According to German newspaper Der Spiegel, the EU data act which would come into force in the latter half of 2025 should help prevent such situations in the future. The act would require automakers to supply data to suppliers much more easily than today. This is hoped to bring in more transparent data collection practices, and hopefully some standardisation across the industry. While this might work, providing data to suppliers would also mean a wider surface area for data leaks, which could actually make the situation worse.
Europe’s data landscape is already overregulated with GDPR, but bringing in the EU data act would make the problem only worse. This might encourage automakers to look to other markets to harvest data, for understanding their customers.
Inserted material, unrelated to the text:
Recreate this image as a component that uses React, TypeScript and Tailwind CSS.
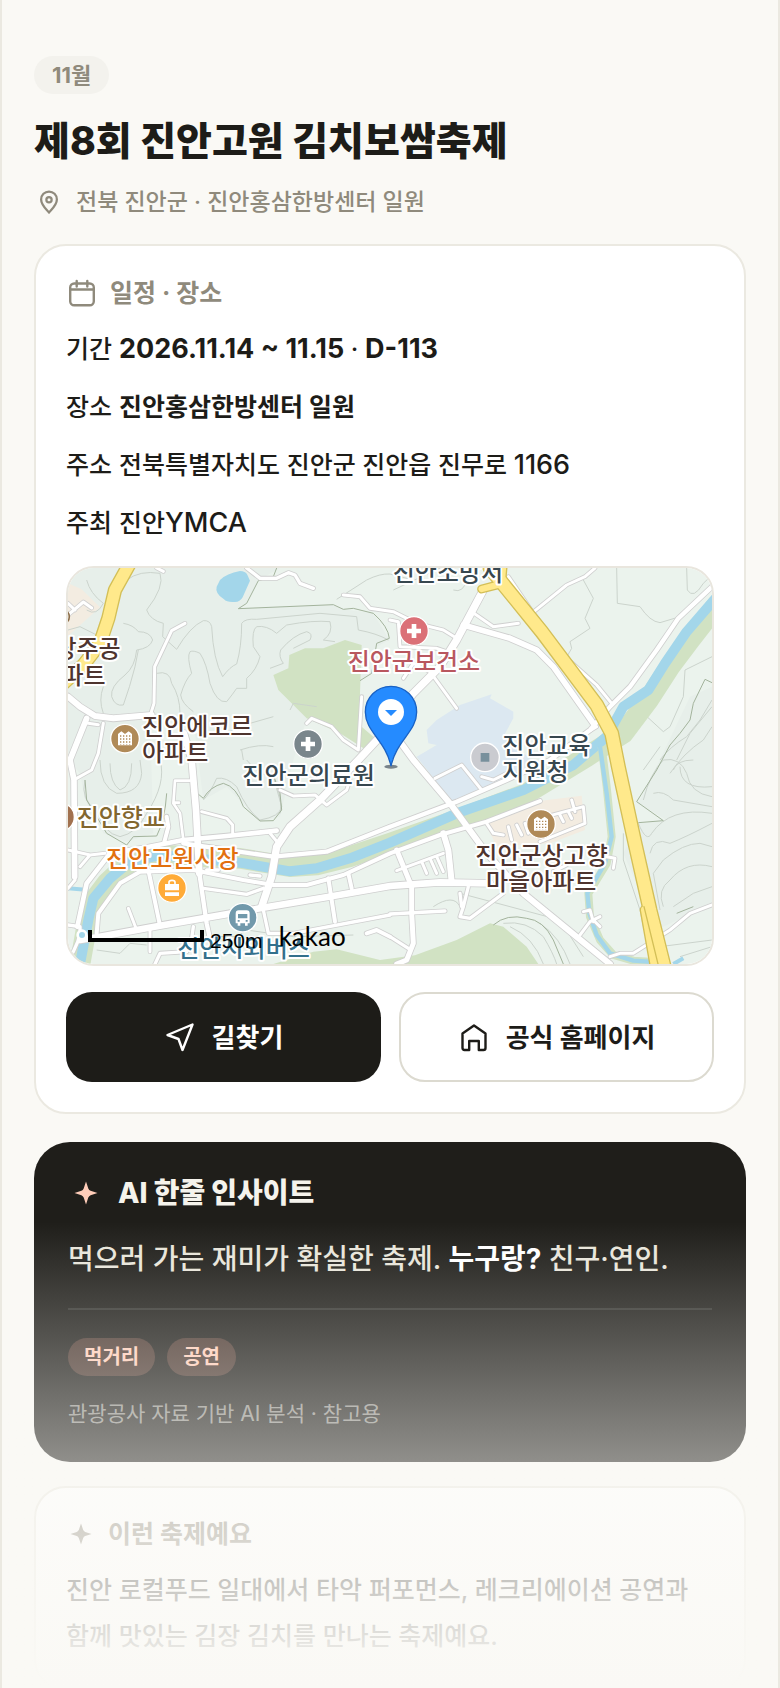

However, this would mean the European customer would end up with a car which is designed primarily for an American or a Chinese customer.
While the data leak reflects poorly on Volkswagen, I am not sure if the nature of the leak can be solved with another piece of regulation. There seem to be a few genuine issues in Volkswagen’s handling of data, which they definitely need to resolve. An audit would definitely be recommended to find other potential issues which the hack did not uncover in Volkswagen’s data processes.
Privacy By Design
Furthermore, automakers need more focus on Privacy by Design. Even Volkswagen’s intended practices of having K-anonymity in place along with location with an uncertainty of 10 km could be bad for privacy in certain cases. One such case is the lonely farmer problem where you only have one house in a 10 km radius, allowing the company to identify a customer if a car is parked overnight in that location. Such edge cases, while challenging, can be resolved with clever anonymisation techniques.
Bringing together a combination of anonymisation techniques such as suppression, adding noise to data, federated analytics and encryption can enable automakers to maximise business value from data without risking customer privacy. I hope this incident is a wake up call for Volkswagen to fix their issues.